February 3rd, 6:26AM

Mom

My Mom has been on my mind lately, a little more than usual. I think about her every day, miss her. Several days ago, I threw my wife a micro-birthday party, just for the Hell of it. I threw together some streamer paper, a couple of cheesy gifts I thought she'd like and her favorite ice cream. While she was in the shower I hung up the streamers and hid the wrapped presents, and when she emerged from the bathroom, I told her "Happy Birthday!!" and feigned surprise when she told me it wasn't her birthday.

"Are you sure...?" I said. I know damn well her birthday is as far away on the calendar as it could possibly be, but I spackled together this spontaneous celebration to let her know that I love her, and to bring some unjustified cheer into her life. It was an inexpensive, impulsive, mildly nutty effort, and it was just the kind of thing my Mom was known for. I think she approved.

February 2nd, 9:53AM

My boy, the sweet-talker

Last night my son told his mama that he loved her for the first time. That's my buddy!

Whirlwind

Lotsa stuff going on lately, but so fugacious that it's tough to pin down. Lots of wants, but out on the horizon.

One of which is the Celtic Faire, coming up fast.
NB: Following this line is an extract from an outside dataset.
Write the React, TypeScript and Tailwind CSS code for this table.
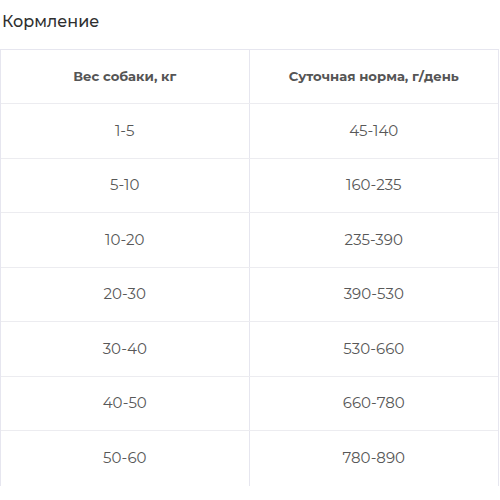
const rows: [string, string][] = [
  ['1-5', '45-140'],
  ['5-10', '160-235'],
  ['10-20', '235-390'],
  ['20-30', '390-530'],
  ['30-40', '530-660'],
  ['40-50', '660-780'],
  ['50-60', '780-890'],
];

export default function App() {
  return (
    <div className="w-[500px] h-[500px] bg-white font-['Montserrat','Noto_Sans',sans-serif]">
      {/* Title */}
      <h2 className="pl-[2px] pt-[10px] h-[49px] text-[16px] leading-[24px] font-medium text-[#2f2f2f]">
        Кормление
      </h2>

      {/* Feeding table */}
      <div className="w-[499px] border-l border-r border-t border-[#e6e6ef]">
        <div className="grid grid-cols-2 h-[54px] border-b border-[#ececf0]">
          <div className="flex items-center justify-center border-r border-[#e6e6ef] text-[13.2px] font-bold text-[#555]">
            Вес собаки, кг
          </div>
          <div className="flex items-center justify-center text-[13.2px] font-bold text-[#555]">
            Суточная норма, г/день
          </div>
        </div>
        {rows.map(([weight, norm], i) => (
          <div
            key={weight}
            className={
              'grid grid-cols-2 h-[54.5px] ' +
              (i < rows.length - 1 ? 'border-b border-[#ececf0]' : '')
            }
          >
            <div className="flex items-center justify-center border-r border-[#e6e6ef] text-[15px] text-[#585858]">
              {weight}
            </div>
            <div className="flex items-center justify-center text-[15px] text-[#585858]">{norm}</div>
          </div>
        ))}
      </div>
    </div>
  );
}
I am really leaning towards buying two tickets online, and taking my bro for bodice-busting binge-scotching. Screw it, I'll do it.

Company's coming

We've got a few different friends coming over this weekend, both tonight and Sunday, and through horrible event mismanagement, maybe even tomorrow. We'll see how it plays out.

Tangled web we weave

Although my wish has been to let go of website design with one hand and use it to grab hold of Virtual Tours, it hasn't been working out that way. Website design opportunity has been manifesting itself more than anything else lately. Although I'd rather do the other, I'd rather have some opportunity than none at all. Thank you, God/Universe/Nine-headed mystical Hydra.

She's-a no workie

My wife's regular gig ran out of work this week, so she's home with us again. I had thought this would free up my time, with her watching the critter, but it hasn't actually panned out that way. Hmm, I must ponder this dissonance.